— start Supplied data —
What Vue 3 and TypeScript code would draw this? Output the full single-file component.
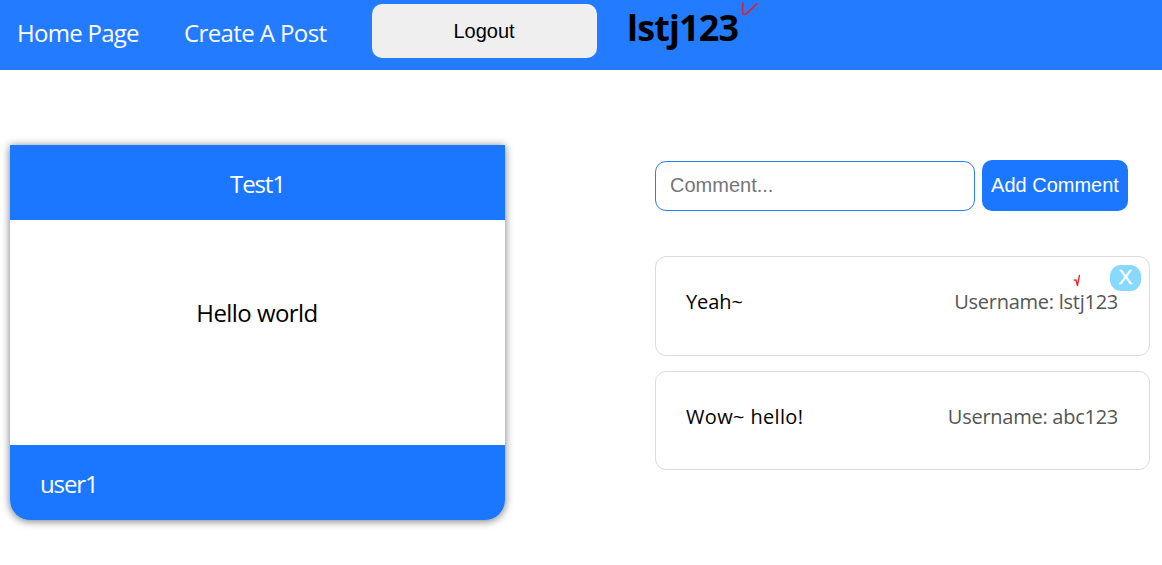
<script setup lang="ts">
import { ref } from 'vue'

interface PostComment {
  id: number
  body: string
  username: string
  own: boolean
}

const username = 'lstj123'
const draft = ref('')
const comments = ref<PostComment[]>([
  { id: 1, body: 'Yeah~', username: 'lstj123', own: true },
  { id: 2, body: 'Wow~ hello!', username: 'abc123', own: false },
])

function addComment(): void {
  if (!draft.value) return
  comments.value.push({ id: Date.now(), body: draft.value, username, own: true })
  draft.value = ''
}

function removeComment(id: number): void {
  comments.value = comments.value.filter((c) => c.id !== id)
}
</script>

<template>
  <div class="page">
    <nav class="navbar">
      <a class="link home">Home Page</a>
      <a class="link create">Create A Post</a>
      <button class="logout">Logout</button>
      <h1 class="user">
        <span class="user-name">{{ username }}</span>
        <svg class="tick" width="20" height="18" viewBox="0 0 20 18">
          <path d="M3.2 3C2.4 6 1.8 13.8 4 14.6C6.5 15 13 7 17 3.6" />
        </svg>
      </h1>
    </nav>

    <main class="content">
      <article class="post">
        <header class="title"><span>Test1</span></header>
        <div class="body"><span>Hello world</span></div>
        <footer class="footer"><span>user1</span></footer>
      </article>

      <section class="comments">
        <div class="entry">
          <input v-model="draft" type="text" placeholder="Comment..." />
          <button class="add" @click="addComment">Add Comment</button>
        </div>
        <div v-for="c in comments" :key="c.id" class="comment" :class="{ own: c.own }">
          <span class="text">{{ c.body }}</span>
          <span class="author">Username: {{ c.username }}</span>
          <template v-if="c.own">
            <svg class="small-tick" width="10" height="14" viewBox="0 0 10 14">
              <path d="M1.2 6.2L3 5.8L4.4 11.6L6.4 1.5" />
            </svg>
            <button class="remove" @click="removeComment(c.id)">X</button>
          </template>
        </div>
      </section>
    </main>
  </div>
</template>

<style>
body {
  margin: 0;
  background: #fff;
}
</style>

<style scoped>
.page {
  width: 1162px;
  height: 565px;
  overflow: hidden;
  font-family: 'Segoe UI', 'Open Sans', 'Noto Sans', sans-serif;
  color: #000;
}
button,
input {
  box-sizing: border-box;
  margin: 0;
  font: 20px 'Liberation Sans', Arial, sans-serif;
}
.navbar {
  display: flex;
  align-items: flex-start;
  height: 70px;
  background: #237bff;
}
.link {
  flex: none;
  box-sizing: border-box;
  padding: 16px 0 0 17px;
  font-size: 24px;
  line-height: 33px;
  color: #fff;
  white-space: nowrap;
}
.home {
  width: 167px;
  letter-spacing: -0.72px;
}
.create {
  width: 205px;
  letter-spacing: -0.6px;
}
.logout {
  flex: none;
  width: 225px;
  height: 54px;
  margin-top: 4px;
  padding: 0 7px 0 6px;
  border: 0;
  border-radius: 10px;
  background: #efefef;
  color: #000;
}
.user {
  position: relative;
  margin: 3px 0 0 30px;
  font-size: 36px;
  line-height: 49px;
  font-weight: 700;
  letter-spacing: -0.85px;
}
.tick {
  position: absolute;
  left: 113px;
  top: -3px;
}
.tick path,
.small-tick path {
  fill: none;
  stroke: #e0202c;
  stroke-width: 1.6;
  stroke-linecap: round;
  stroke-linejoin: round;
}
.small-tick path {
  stroke: #ee1c24;
  stroke-width: 1.3;
}
.content {
  display: flex;
  align-items: flex-start;
  padding: 75px 12px 0 10px;
}
.post {
  width: 495px;
  height: 375px;
  border-radius: 0 0 20px 20px;
  box-shadow: 0 1px 8px rgba(0, 0, 0, 0.55);
  font-size: 24px;
  line-height: 33px;
}
.title,
.footer {
  display: flex;
  align-items: center;
  box-sizing: border-box;
  height: 75px;
  padding-top: 1px;
  background: #1b77ff;
  color: #fff;
  letter-spacing: -1.1px;
}
.title {
  justify-content: center;
}
.body {
  box-sizing: border-box;
  height: 225px;
  padding: 76px 1px 0 0;
  text-align: center;
  background: #fff;
  letter-spacing: -0.55px;
}
.footer {
  padding-left: 30px;
  border-radius: 0 0 20px 20px;
}
.comments {
  width: 495px;
  margin: 15px 0 0 150px;
}
.entry {
  display: flex;
  align-items: flex-end;
  gap: 7px;
  height: 51px;
  margin-bottom: 45px;
}
.entry input {
  width: 320px;
  height: 50px;
  padding: 0 14px 2px;
  border: 1px solid #2b7de9;
  border-radius: 11px;
  outline: none;
  background: #fff;
}
.entry input::placeholder {
  color: #757575;
}
.add {
  width: 146px;
  height: 51px;
  padding: 0;
  border: 0;
  border-radius: 10px;
  background: #1b77ff;
  color: #fff;
  white-space: nowrap;
}
.comment {
  position: relative;
  display: flex;
  justify-content: space-between;
  box-sizing: border-box;
  height: 99px;
  padding: 31px 31px 0 30px;
  border: 1px solid #dcdcdc;
  border-radius: 11px;
  font-size: 20px;
  line-height: 28px;
}
.comment .text {
  letter-spacing: 0.35px;
}
.comment.own {
  height: 100px;
  margin-bottom: 15px;
}
.comment.own .text {
  letter-spacing: -0.1px;
}
.author {
  color: #555;
  letter-spacing: -0.26px;
}
.remove {
  position: absolute;
  top: 8px;
  right: 8px;
  width: 31px;
  height: 26px;
  padding: 0 0 2px;
  border: 0;
  border-radius: 11px;
  background: #87d9ff;
  color: #fff;
  font-size: 21px;
  line-height: 24px;
  -webkit-text-stroke: 0.3px #fff;
}
.small-tick {
  position: absolute;
  left: 417px;
  top: 17px;
}
</style>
— end Supplied data —
Go through the material above and print all of it exactly, except the pictures.

◆ **Task output**
What Vue 3 and TypeScript code would draw this? Output the full single-file component.
<script setup lang="ts">
import { ref } from 'vue'

interface PostComment {
  id: number
  body: string
  username: string
  own: boolean
}

const username = 'lstj123'
const draft = ref('')
const comments = ref<PostComment[]>([
  { id: 1, body: 'Yeah~', username: 'lstj123', own: true },
  { id: 2, body: 'Wow~ hello!', username: 'abc123', own: false },
])

function addComment(): void {
  if (!draft.value) return
  comments.value.push({ id: Date.now(), body: draft.value, username, own: true })
  draft.value = ''
}

function removeComment(id: number): void {
  comments.value = comments.value.filter((c) => c.id !== id)
}
</script>

<template>
  <div class="page">
    <nav class="navbar">
      <a class="link home">Home Page</a>
      <a class="link create">Create A Post</a>
      <button class="logout">Logout</button>
      <h1 class="user">
        <span class="user-name">{{ username }}</span>
        <svg class="tick" width="20" height="18" viewBox="0 0 20 18">
          <path d="M3.2 3C2.4 6 1.8 13.8 4 14.6C6.5 15 13 7 17 3.6" />
        </svg>
      </h1>
    </nav>

    <main class="content">
      <article class="post">
        <header class="title"><span>Test1</span></header>
        <div class="body"><span>Hello world</span></div>
        <footer class="footer"><span>user1</span></footer>
      </article>

      <section class="comments">
        <div class="entry">
          <input v-model="draft" type="text" placeholder="Comment..." />
          <button class="add" @click="addComment">Add Comment</button>
        </div>
        <div v-for="c in comments" :key="c.id" class="comment" :class="{ own: c.own }">
          <span class="text">{{ c.body }}</span>
          <span class="author">Username: {{ c.username }}</span>
          <template v-if="c.own">
            <svg class="small-tick" width="10" height="14" viewBox="0 0 10 14">
              <path d="M1.2 6.2L3 5.8L4.4 11.6L6.4 1.5" />
            </svg>
            <button class="remove" @click="removeComment(c.id)">X</button>
          </template>
        </div>
      </section>
    </main>
  </div>
</template>

<style>
body {
  margin: 0;
  background: #fff;
}
</style>

<style scoped>
.page {
  width: 1162px;
  height: 565px;
  overflow: hidden;
  font-family: 'Segoe UI', 'Open Sans', 'Noto Sans', sans-serif;
  color: #000;
}
button,
input {
  box-sizing: border-box;
  margin: 0;
  font: 20px 'Liberation Sans', Arial, sans-serif;
}
.navbar {
  display: flex;
  align-items: flex-start;
  height: 70px;
  background: #237bff;
}
.link {
  flex: none;
  box-sizing: border-box;
  padding: 16px 0 0 17px;
  font-size: 24px;
  line-height: 33px;
  color: #fff;
  white-space: nowrap;
}
.home {
  width: 167px;
  letter-spacing: -0.72px;
}
.create {
  width: 205px;
  letter-spacing: -0.6px;
}
.logout {
  flex: none;
  width: 225px;
  height: 54px;
  margin-top: 4px;
  padding: 0 7px 0 6px;
  border: 0;
  border-radius: 10px;
  background: #efefef;
  color: #000;
}
.user {
  position: relative;
  margin: 3px 0 0 30px;
  font-size: 36px;
  line-height: 49px;
  font-weight: 700;
  letter-spacing: -0.85px;
}
.tick {
  position: absolute;
  left: 113px;
  top: -3px;
}
.tick path,
.small-tick path {
  fill: none;
  stroke: #e0202c;
  stroke-width: 1.6;
  stroke-linecap: round;
  stroke-linejoin: round;
}
.small-tick path {
  stroke: #ee1c24;
  stroke-width: 1.3;
}
.content {
  display: flex;
  align-items: flex-start;
  padding: 75px 12px 0 10px;
}
.post {
  width: 495px;
  height: 375px;
  border-radius: 0 0 20px 20px;
  box-shadow: 0 1px 8px rgba(0, 0, 0, 0.55);
  font-size: 24px;
  line-height: 33px;
}
.title,
.footer {
  display: flex;
  align-items: center;
  box-sizing: border-box;
  height: 75px;
  padding-top: 1px;
  background: #1b77ff;
  color: #fff;
  letter-spacing: -1.1px;
}
.title {
  justify-content: center;
}
.body {
  box-sizing: border-box;
  height: 225px;
  padding: 76px 1px 0 0;
  text-align: center;
  background: #fff;
  letter-spacing: -0.55px;
}
.footer {
  padding-left: 30px;
  border-radius: 0 0 20px 20px;
}
.comments {
  width: 495px;
  margin: 15px 0 0 150px;
}
.entry {
  display: flex;
  align-items: flex-end;
  gap: 7px;
  height: 51px;
  margin-bottom: 45px;
}
.entry input {
  width: 320px;
  height: 50px;
  padding: 0 14px 2px;
  border: 1px solid #2b7de9;
  border-radius: 11px;
  outline: none;
  background: #fff;
}
.entry input::placeholder {
  color: #757575;
}
.add {
  width: 146px;
  height: 51px;
  padding: 0;
  border: 0;
  border-radius: 10px;
  background: #1b77ff;
  color: #fff;
  white-space: nowrap;
}
.comment {
  position: relative;
  display: flex;
  justify-content: space-between;
  box-sizing: border-box;
  height: 99px;
  padding: 31px 31px 0 30px;
  border: 1px solid #dcdcdc;
  border-radius: 11px;
  font-size: 20px;
  line-height: 28px;
}
.comment .text {
  letter-spacing: 0.35px;
}
.comment.own {
  height: 100px;
  margin-bottom: 15px;
}
.comment.own .text {
  letter-spacing: -0.1px;
}
.author {
  color: #555;
  letter-spacing: -0.26px;
}
.remove {
  position: absolute;
  top: 8px;
  right: 8px;
  width: 31px;
  height: 26px;
  padding: 0 0 2px;
  border: 0;
  border-radius: 11px;
  background: #87d9ff;
  color: #fff;
  font-size: 21px;
  line-height: 24px;
  -webkit-text-stroke: 0.3px #fff;
}
.small-tick {
  position: absolute;
  left: 417px;
  top: 17px;
}
</style>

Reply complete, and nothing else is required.